Currency exchange rates
Due to globalisation, certain goods are likely to be sourced from abroad. This other country likely uses a different currency than you. Geopolitics, desynchronised economic cycles and FOREX speculation can all impact the exchange rate for the better or worse.
Locality differences
A project done in 1 country/province can have completely different outcomes in another location. Cultural influences can play a role, social norms, ways of working, or geographical (the Netherlands hardly has any mountains, which Austria has a lot of).
Misused methodologies
Extrapolation can be done in various ways. But what is the correct way?
Misused extrapolation function
Humans often presume that things scale linearly because that makes it easier to reason about. But when factors scale sub-linearly (logarithmic for example) or super-linearly (exponential) the margin or error drastically increases over longer periods of extrapolation.
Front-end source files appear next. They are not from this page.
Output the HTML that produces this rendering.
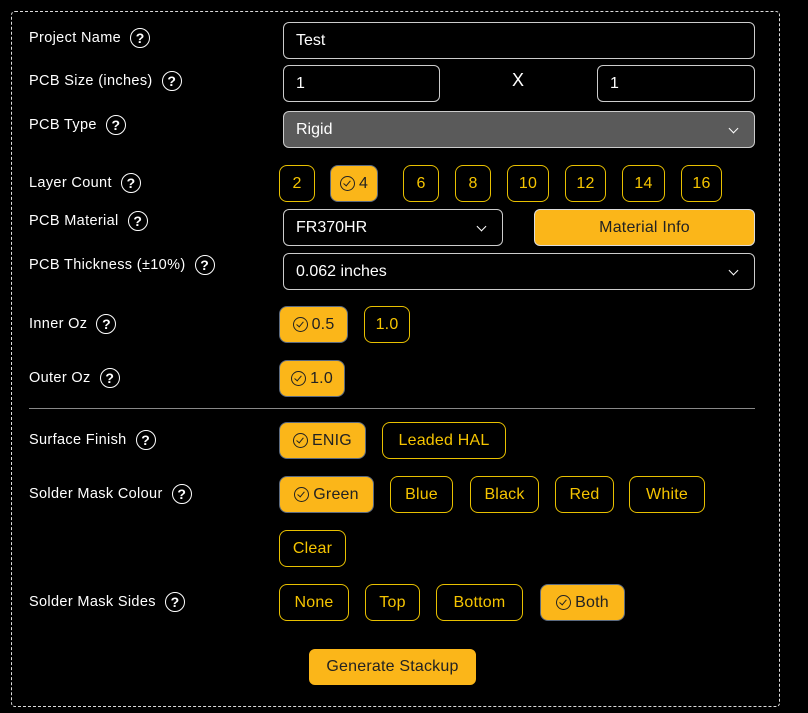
<!DOCTYPE html>
<html><head><meta charset="utf-8"><style>
*{box-sizing:border-box;margin:0;padding:0}
body{width:808px;height:713px;background:#000;font-family:"Liberation Sans",sans-serif;position:relative;overflow:hidden}
.frame{position:absolute;left:11px;top:11px;width:769px;height:696px;border:1px dashed #ddd;border-radius:4px}
.lbl{position:absolute;left:29px;height:22px;display:flex;align-items:center;color:#fff;font-size:14.5px;letter-spacing:.35px;white-space:nowrap}
.q{display:inline-flex;width:20px;height:20px;border:1.5px solid #fff;border-radius:50%;align-items:center;justify-content:center;font-size:14px;font-weight:bold;margin-left:9px;letter-spacing:0}
.in{position:absolute;border:1px solid #ccc;border-radius:6px;color:#fff;font-size:16px;display:flex;align-items:center;padding-left:12px;height:37px}
.sel:after{content:"";position:absolute;right:17px;top:13px;width:6px;height:6px;border-right:1.6px solid #fff;border-bottom:1.6px solid #fff;transform:rotate(45deg)}
.b{position:absolute;height:37px;border:1px solid #e8c000;border-radius:8px;color:#f5c400;font-size:16px;display:flex;align-items:center;justify-content:center;letter-spacing:.2px}
.on{background:#fbb619;border-color:#5b6a80;color:#222}
.ck{display:inline-block;width:15px;height:15px;border:1.4px solid #222;border-radius:50%;position:relative;margin-right:4px}
.ck:after{content:"";position:absolute;left:4px;top:2px;width:3px;height:6px;border-right:1.4px solid #222;border-bottom:1.4px solid #222;transform:rotate(40deg)}
</style></head><body>
<div class="frame"></div>

<div class="lbl" style="top:27px">Project Name<span class="q">?</span></div>
<div class="lbl" style="top:70px">PCB Size (inches)<span class="q">?</span></div>
<div class="lbl" style="top:114px">PCB Type<span class="q">?</span></div>
<div class="lbl" style="top:172px">Layer Count<span class="q">?</span></div>
<div class="lbl" style="top:210px">PCB Material<span class="q">?</span></div>
<div class="lbl" style="top:254px">PCB Thickness (±10%)<span class="q">?</span></div>
<div class="lbl" style="top:313px">Inner Oz<span class="q">?</span></div>
<div class="lbl" style="top:367px">Outer Oz<span class="q">?</span></div>
<div class="lbl" style="top:429px">Surface Finish<span class="q">?</span></div>
<div class="lbl" style="top:483px">Solder Mask Colour<span class="q">?</span></div>
<div class="lbl" style="top:591px">Solder Mask Sides<span class="q">?</span></div>

<div class="in" style="left:283px;top:22px;width:472px">Test</div>
<div class="in" style="left:283px;top:65px;width:157px">1</div>
<div style="position:absolute;left:512px;top:70px;color:#fff;font-size:18px">X</div>
<div class="in" style="left:597px;top:65px;width:158px">1</div>
<div class="in sel" style="left:283px;top:111px;width:472px;background:#5a5a5a">Rigid</div>

<div class="b" style="left:279px;top:165px;width:36px">2</div>
<div class="b on" style="left:330px;top:165px;width:48px"><span class="ck"></span>4</div>
<div class="b" style="left:403px;top:165px;width:36px">6</div>
<div class="b" style="left:455px;top:165px;width:36px">8</div>
<div class="b" style="left:507px;top:165px;width:42px">10</div>
<div class="b" style="left:565px;top:165px;width:41px">12</div>
<div class="b" style="left:622px;top:165px;width:43px">14</div>
<div class="b" style="left:681px;top:165px;width:41px">16</div>

<div class="in sel" style="left:283px;top:209px;width:220px">FR370HR</div>
<div class="b on" style="left:534px;top:209px;width:221px;border-color:#ddd;border-radius:6px">Material Info</div>
<div class="in sel" style="left:283px;top:253px;width:472px">0.062 inches</div>

<div class="b on" style="left:279px;top:306px;width:69px"><span class="ck"></span>0.5</div>
<div class="b" style="left:364px;top:306px;width:46px">1.0</div>
<div class="b on" style="left:279px;top:360px;width:66px"><span class="ck"></span>1.0</div>

<div style="position:absolute;left:29px;top:408px;width:726px;height:1px;background:#888"></div>

<div class="b on" style="left:279px;top:422px;width:87px"><span class="ck"></span>ENIG</div>
<div class="b" style="left:382px;top:422px;width:124px">Leaded HAL</div>

<div class="b on" style="left:279px;top:476px;width:95px"><span class="ck"></span>Green</div>
<div class="b" style="left:390px;top:476px;width:63px">Blue</div>
<div class="b" style="left:470px;top:476px;width:69px">Black</div>
<div class="b" style="left:555px;top:476px;width:59px">Red</div>
<div class="b" style="left:629px;top:476px;width:76px">White</div>
<div class="b" style="left:279px;top:530px;width:67px">Clear</div>

<div class="b" style="left:279px;top:584px;width:70px">None</div>
<div class="b" style="left:365px;top:584px;width:55px">Top</div>
<div class="b" style="left:436px;top:584px;width:87px">Bottom</div>
<div class="b on" style="left:540px;top:584px;width:85px"><span class="ck"></span>Both</div>

<div class="b on" style="left:309px;top:649px;width:167px;height:36px;border-color:#fbb619;border-radius:6px">Generate Stackup</div>
</body></html>
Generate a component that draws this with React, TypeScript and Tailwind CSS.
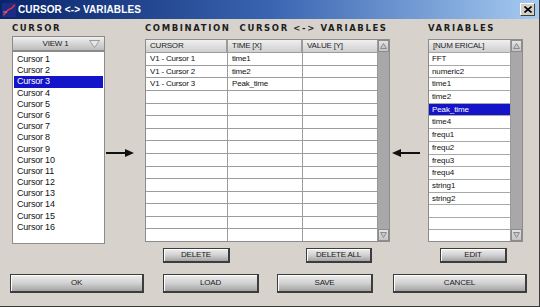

Misassessment of correlation/causation
Sometimes we assume some random variable to be uncorrelated with itself or between factors such that it's easier to reason about. However, those variables might still be correlated with each other and influence each other in a significant way not captured by oversimplification.
And sometimes an action is thought of to be causal while in reality, it may not be. Therefore the assumed action is less effective than originally expected.
Propagating inaccuracies
We've now listed various causes of inaccuracies in estimations. But often an estimation is a combination of estimations, where the act of combining also comes with its challenges.
Compounding error margin misjudgment
For normally distributed random variables when adding a multiple of those variables together, the variance / standard deviation increases. This means that as the variance grows, the average happens less likely and the amount by which is wrong increases as well. However, due to the Gambler Fallacy, most people's intuition tells them that a combination of random events makes the average happen more likely (Often referred to as 'errors cancelling each other out').
In other words, inaccuracies accumulate as more and more inaccuracies are combined to give the estimation.